> **WHAT YOU NEED TO DO**
Make an exact transcription of the material, leaving out all images.

> **PROVIDED DATA**
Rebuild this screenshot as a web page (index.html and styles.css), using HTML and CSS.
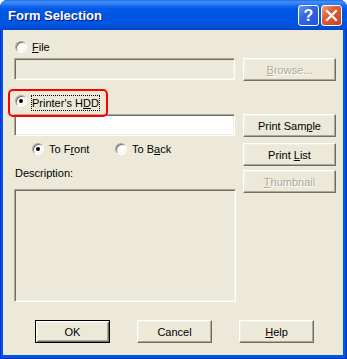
FILE: index.html
```html
<!DOCTYPE html>
<html>
	<head>
		<meta charset="utf-8">
		<title>Form Selection</title>
		<link rel="stylesheet" href="styles.css">
	</head>
	<body>
		<!-- 窗口 -->
		<div class="window">
			<div class="titlebar">
				<span class="title">Form Selection</span>
				<div class="caption-btns">
					<span class="cbtn help">?</span>
					<span class="cbtn close">
						<svg width="13" height="13" viewBox="0 0 13 13">
							<path d="M2 2 L11 11 M11 2 L2 11" stroke="#fff" stroke-width="2.2" stroke-linecap="square"/>
						</svg>
					</span>
				</div>
			</div>
			<div class="client">
				<div class="main">
					<div class="left">
						<div class="opt row-file"><span class="radio"></span><span class="lbl"><u>F</u>ile</span></div>
						<div class="field off"></div>
						<div class="opt row-hdd"><span class="radio on"></span><span class="lbl focus">Printer's H<u>D</u>D</span></div>
						<div class="field mt3"></div>
						<div class="opt row-side">
							<span class="item"><span class="radio on"></span><span class="lbl">To F<u>r</u>ont</span></span>
							<span class="item"><span class="radio"></span><span class="lbl">To B<u>a</u>ck</span></span>
						</div>
						<div class="desc-label">Description:</div>
						<div class="desc-box"></div>
					</div>
					<div class="right">
						<div class="btn off browse"><span><u>B</u>rowse...</span></div>
						<div class="btn sample"><span>Print Sam<u>p</u>le</span></div>
						<div class="btn list"><span>Print <u>L</u>ist</span></div>
						<div class="btn off thumb"><span><u>T</u>humbnail</span></div>
					</div>
				</div>
				<div class="actions">
					<div class="btn def">OK</div>
					<div class="btn">Cancel</div>
					<div class="btn"><span><u>H</u>elp</span></div>
				</div>
			</div>
		</div>
	</body>
</html>
```

FILE: styles.css
```css
*{
	margin: 0;
	padding: 0;
	box-sizing: border-box;
}
body{
	width: 347px;
	height: 359px;
	overflow: hidden;
	background-color: #fff;
	font-family: "Liberation Sans", Arial, sans-serif;
	font-size: 11px;
	color: #000;
}
u{
	text-decoration: underline;
	text-underline-offset: 1px;
}

/* 窗口外框 */
.window{
	width: 347px;
	height: 359px;
	background-color: #0055e5;
	border-radius: 8px 8px 0 0;
	display: flex;
	flex-direction: column;
	box-shadow: inset 1px 0 #0831d9, inset -1px 0 #0030b8, inset 0 -1px #0030b8;
}
.titlebar{
	height: 30px;
	flex: none;
	display: flex;
	align-items: center;
	padding: 0 5px 0 8px;
	border-radius: 7px 7px 0 0;
	background: linear-gradient(#0a5de6 0, #3f8cf3 1px, #3a86f5 3px, #1868ee 6px, #0058e6 9px, #0056e4 18px, #0055e0 24px, #0050d8 27px, #0047ca 30px);
}
.title{
	flex: 1;
	color: #fff;
	font-weight: bold;
	font-size: 13px;
	text-shadow: 1px 1px #0a1883;
	padding-top: 1px;
}
.caption-btns{
	display: flex;
	gap: 2px;
	align-self: flex-start;
	margin-top: 5px;
}
.cbtn{
	width: 21px;
	height: 21px;
	border: 1px solid #fff;
	border-radius: 3px;
	display: flex;
	align-items: center;
	justify-content: center;
	color: #fff;
}
.help{
	background: linear-gradient(135deg, #6b9af7 0, #3467e6 40%, #1f52d8 100%);
	font-weight: bold;
	font-size: 16px;
}
.close{
	background: linear-gradient(135deg, #f0a688 0, #e2603a 35%, #c8421c 100%);
}

/* 客户区 */
.client{
	flex: 1;
	margin: 0 4px 4px 3px;
	background-color: #ece9d8;
	padding: 10px 7px 12px 11px;
}
.main{
	display: flex;
	gap: 7px;
}
.left{
	width: 222px;
	display: flex;
	flex-direction: column;
}
.right{
	width: 93px;
	display: flex;
	flex-direction: column;
}

/* 单选 */
.opt{
	display: flex;
	align-items: center;
	height: 14px;
}
.row-file{
	padding-left: 1px;
}
.radio{
	flex: none;
	position: relative;
	width: 12px;
	height: 12px;
	border-radius: 50%;
	border: 1px solid;
	border-color: #aca899 #fff #fff #aca899;
	background-color: #fff;
	box-shadow: inset 1px 1px #716f64, inset -1px -1px #f1efe2;
}
.radio.on::after{
	content: "";
	position: absolute;
	left: 3px;
	top: 3px;
	width: 4px;
	height: 4px;
	border-radius: 50%;
	background-color: #000;
}
.lbl{
	margin-left: 5px;
	white-space: nowrap;
}
.row-hdd{
	margin-top: 15px;
	height: 16px;
	align-items: flex-start;
	padding-left: 1px;
	position: relative;
}
/* 红色标注框 */
.row-hdd::before{
	content: "";
	position: absolute;
	left: -6px;
	top: -6px;
	width: 96px;
	height: 24px;
	border: 2px solid #f00;
	border-radius: 5px;
}
.focus{
	margin-left: 4px;
	border: 1px dotted #000;
	line-height: 14px;
}
.row-side{
	margin-top: 6px;
	padding-left: 18px;
}
.item{
	display: flex;
	align-items: center;
	width: 83px;
}

/* 文本框 */
.field{
	width: 221px;
	height: 22px;
	margin-top: 4px;
	border: 1px solid;
	border-color: #aca899 #fff #fff #aca899;
	box-shadow: inset 1px 1px #716f64, inset -1px -1px #f1efe2;
	background-color: #fff;
}
.field.off{
	background-color: #ece9d8;
}
.field.mt3{
	margin-top: 3px;
}
.desc-label{
	margin-top: 11px;
	line-height: 13px;
	padding-left: 1px;
}
.desc-box{
	margin-top: 9px;
	width: 222px;
	height: 113px;
	border: 1px solid;
	border-color: #aca899 #fff #fff #aca899;
	box-shadow: inset 1px 1px #716f64, inset -1px -1px #f1efe2;
	background-color: #ece9d8;
}

/* 按钮 */
.btn{
	width: 93px;
	height: 23px;
	display: flex;
	align-items: center;
	justify-content: center;
	background-color: #ece9d8;
	border: 1px solid;
	border-color: #fff #716f64 #716f64 #fff;
	box-shadow: inset -1px -1px #aca899, inset 1px 1px #f1efe2;
	white-space: nowrap;
}
.btn.off{
	color: #aca899;
	text-shadow: 1px 1px #fff;
}
.btn.def{
	border-color: #000;
	box-shadow: inset 1px 1px #fff, inset -1px -1px #716f64, inset 2px 2px #f1efe2, inset -2px -2px #aca899;
}
.browse{
	margin-top: 18px;
}
.sample{
	margin-top: 33px;
}
.list{
	margin-top: 6px;
}
.thumb{
	margin-top: 4px;
}
.actions{
	display: flex;
	gap: 27px;
	margin-top: 18px;
	padding-left: 21px;
}
.actions .btn{
	width: 75px;
}
```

> **EXERCISE RESPONSE**
Rebuild this screenshot as a web page (index.html and styles.css), using HTML and CSS.
FILE: index.html
```html
<!DOCTYPE html>
<html>
	<head>
		<meta charset="utf-8">
		<title>Form Selection</title>
		<link rel="stylesheet" href="styles.css">
	</head>
	<body>
		<!-- 窗口 -->
		<div class="window">
			<div class="titlebar">
				<span class="title">Form Selection</span>
				<div class="caption-btns">
					<span class="cbtn help">?</span>
					<span class="cbtn close">
						<svg width="13" height="13" viewBox="0 0 13 13">
							<path d="M2 2 L11 11 M11 2 L2 11" stroke="#fff" stroke-width="2.2" stroke-linecap="square"/>
						</svg>
					</span>
				</div>
			</div>
			<div class="client">
				<div class="main">
					<div class="left">
						<div class="opt row-file"><span class="radio"></span><span class="lbl"><u>F</u>ile</span></div>
						<div class="field off"></div>
						<div class="opt row-hdd"><span class="radio on"></span><span class="lbl focus">Printer's H<u>D</u>D</span></div>
						<div class="field mt3"></div>
						<div class="opt row-side">
							<span class="item"><span class="radio on"></span><span class="lbl">To F<u>r</u>ont</span></span>
							<span class="item"><span class="radio"></span><span class="lbl">To B<u>a</u>ck</span></span>
						</div>
						<div class="desc-label">Description:</div>
						<div class="desc-box"></div>
					</div>
					<div class="right">
						<div class="btn off browse"><span><u>B</u>rowse...</span></div>
						<div class="btn sample"><span>Print Sam<u>p</u>le</span></div>
						<div class="btn list"><span>Print <u>L</u>ist</span></div>
						<div class="btn off thumb"><span><u>T</u>humbnail</span></div>
					</div>
				</div>
				<div class="actions">
					<div class="btn def">OK</div>
					<div class="btn">Cancel</div>
					<div class="btn"><span><u>H</u>elp</span></div>
				</div>
			</div>
		</div>
	</body>
</html>
```

FILE: styles.css
```css
*{
	margin: 0;
	padding: 0;
	box-sizing: border-box;
}
body{
	width: 347px;
	height: 359px;
	overflow: hidden;
	background-color: #fff;
	font-family: "Liberation Sans", Arial, sans-serif;
	font-size: 11px;
	color: #000;
}
u{
	text-decoration: underline;
	text-underline-offset: 1px;
}

/* 窗口外框 */
.window{
	width: 347px;
	height: 359px;
	background-color: #0055e5;
	border-radius: 8px 8px 0 0;
	display: flex;
	flex-direction: column;
	box-shadow: inset 1px 0 #0831d9, inset -1px 0 #0030b8, inset 0 -1px #0030b8;
}
.titlebar{
	height: 30px;
	flex: none;
	display: flex;
	align-items: center;
	padding: 0 5px 0 8px;
	border-radius: 7px 7px 0 0;
	background: linear-gradient(#0a5de6 0, #3f8cf3 1px, #3a86f5 3px, #1868ee 6px, #0058e6 9px, #0056e4 18px, #0055e0 24px, #0050d8 27px, #0047ca 30px);
}
.title{
	flex: 1;
	color: #fff;
	font-weight: bold;
	font-size: 13px;
	text-shadow: 1px 1px #0a1883;
	padding-top: 1px;
}
.caption-btns{
	display: flex;
	gap: 2px;
	align-self: flex-start;
	margin-top: 5px;
}
.cbtn{
	width: 21px;
	height: 21px;
	border: 1px solid #fff;
	border-radius: 3px;
	display: flex;
	align-items: center;
	justify-content: center;
	color: #fff;
}
.help{
	background: linear-gradient(135deg, #6b9af7 0, #3467e6 40%, #1f52d8 100%);
	font-weight: bold;
	font-size: 16px;
}
.close{
	background: linear-gradient(135deg, #f0a688 0, #e2603a 35%, #c8421c 100%);
}

/* 客户区 */
.client{
	flex: 1;
	margin: 0 4px 4px 3px;
	background-color: #ece9d8;
	padding: 10px 7px 12px 11px;
}
.main{
	display: flex;
	gap: 7px;
}
.left{
	width: 222px;
	display: flex;
	flex-direction: column;
}
.right{
	width: 93px;
	display: flex;
	flex-direction: column;
}

/* 单选 */
.opt{
	display: flex;
	align-items: center;
	height: 14px;
}
.row-file{
	padding-left: 1px;
}
.radio{
	flex: none;
	position: relative;
	width: 12px;
	height: 12px;
	border-radius: 50%;
	border: 1px solid;
	border-color: #aca899 #fff #fff #aca899;
	background-color: #fff;
	box-shadow: inset 1px 1px #716f64, inset -1px -1px #f1efe2;
}
.radio.on::after{
	content: "";
	position: absolute;
	left: 3px;
	top: 3px;
	width: 4px;
	height: 4px;
	border-radius: 50%;
	background-color: #000;
}
.lbl{
	margin-left: 5px;
	white-space: nowrap;
}
.row-hdd{
	margin-top: 15px;
	height: 16px;
	align-items: flex-start;
	padding-left: 1px;
	position: relative;
}
/* 红色标注框 */
.row-hdd::before{
	content: "";
	position: absolute;
	left: -6px;
	top: -6px;
	width: 96px;
	height: 24px;
	border: 2px solid #f00;
	border-radius: 5px;
}
.focus{
	margin-left: 4px;
	border: 1px dotted #000;
	line-height: 14px;
}
.row-side{
	margin-top: 6px;
	padding-left: 18px;
}
.item{
	display: flex;
	align-items: center;
	width: 83px;
}

/* 文本框 */
.field{
	width: 221px;
	height: 22px;
	margin-top: 4px;
	border: 1px solid;
	border-color: #aca899 #fff #fff #aca899;
	box-shadow: inset 1px 1px #716f64, inset -1px -1px #f1efe2;
	background-color: #fff;
}
.field.off{
	background-color: #ece9d8;
}
.field.mt3{
	margin-top: 3px;
}
.desc-label{
	margin-top: 11px;
	line-height: 13px;
	padding-left: 1px;
}
.desc-box{
	margin-top: 9px;
	width: 222px;
	height: 113px;
	border: 1px solid;
	border-color: #aca899 #fff #fff #aca899;
	box-shadow: inset 1px 1px #716f64, inset -1px -1px #f1efe2;
	background-color: #ece9d8;
}

/* 按钮 */
.btn{
	width: 93px;
	height: 23px;
	display: flex;
	align-items: center;
	justify-content: center;
	background-color: #ece9d8;
	border: 1px solid;
	border-color: #fff #716f64 #716f64 #fff;
	box-shadow: inset -1px -1px #aca899, inset 1px 1px #f1efe2;
	white-space: nowrap;
}
.btn.off{
	color: #aca899;
	text-shadow: 1px 1px #fff;
}
.btn.def{
	border-color: #000;
	box-shadow: inset 1px 1px #fff, inset -1px -1px #716f64, inset 2px 2px #f1efe2, inset -2px -2px #aca899;
}
.browse{
	margin-top: 18px;
}
.sample{
	margin-top: 33px;
}
.list{
	margin-top: 6px;
}
.thumb{
	margin-top: 4px;
}
.actions{
	display: flex;
	gap: 27px;
	margin-top: 18px;
	padding-left: 21px;
}
.actions .btn{
	width: 75px;
}
```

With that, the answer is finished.